Une disposition déclarée inconstitutionnelle sur le fondement de l’article 61 ne peut être promulguée ni mise en application. 

Une disposition déclarée inconstitutionnelle sur le fondement de l’article 61-1 est abrogée à compter de la publication de la décision du Conseil constitutionnel ou d’une date ultérieure fixée par cette décision. Le Conseil constitutionnel détermine les conditions et limites dans lesquelles les effets que la disposition a produits sont susceptibles d’être remis en cause.

Les décisions du Conseil constitutionnel ne sont susceptibles d’aucun recours. Elles s’imposent aux pouvoirs publics et à toutes les autorités administratives et juridictionnelles.

Article 62

Une disposition déclarée inconstitutionnelle sur le fondement de l’article 61 ne peut être promulguée ni mise en application. 

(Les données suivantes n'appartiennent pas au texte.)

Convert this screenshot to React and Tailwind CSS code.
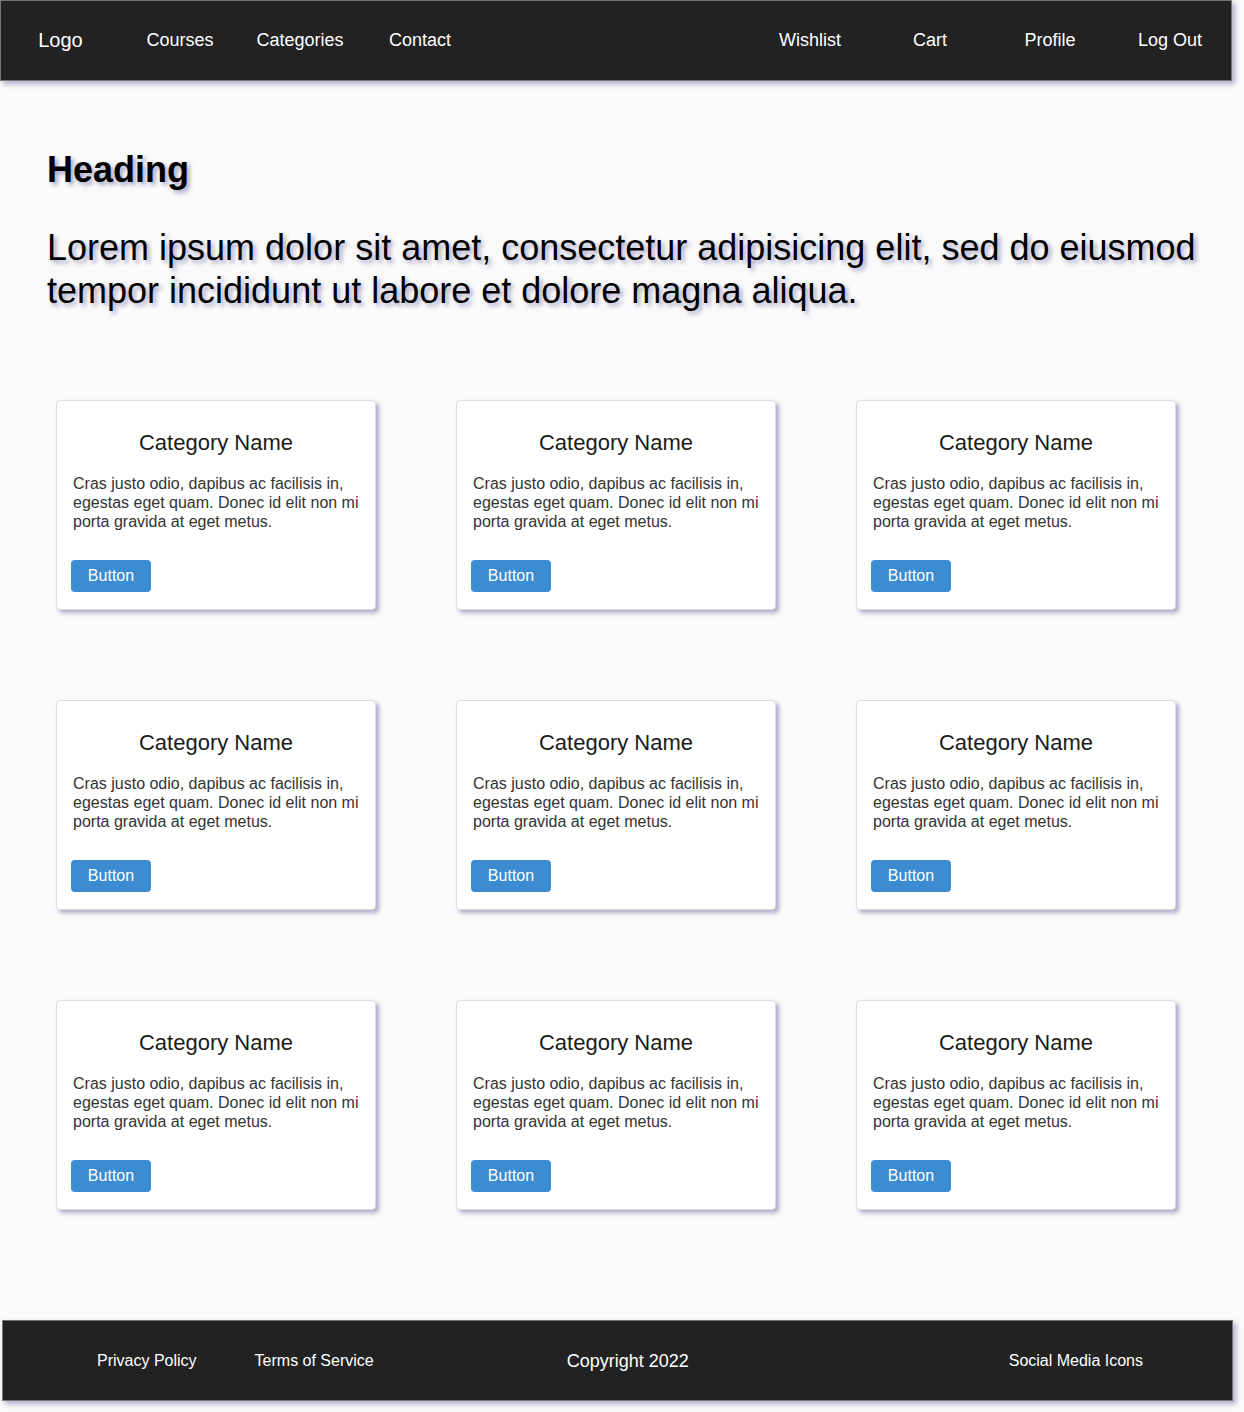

Une disposition déclarée inconstitutionnelle sur le fondement de l’article 61-1 est, en principe, abrogée à compter de la publication de la décision du Conseil constitutionnel. Le Conseil peut fixer par cette décision une date ultérieure d’abrogation sous réserve des actions contentieuses engagées à la date de celle-ci reposant sur la disposition législative contestée. Le Conseil constitutionnel détermine les conditions et limites dans lesquelles les effets que la disposition a produits sont susceptibles d’être remis en cause.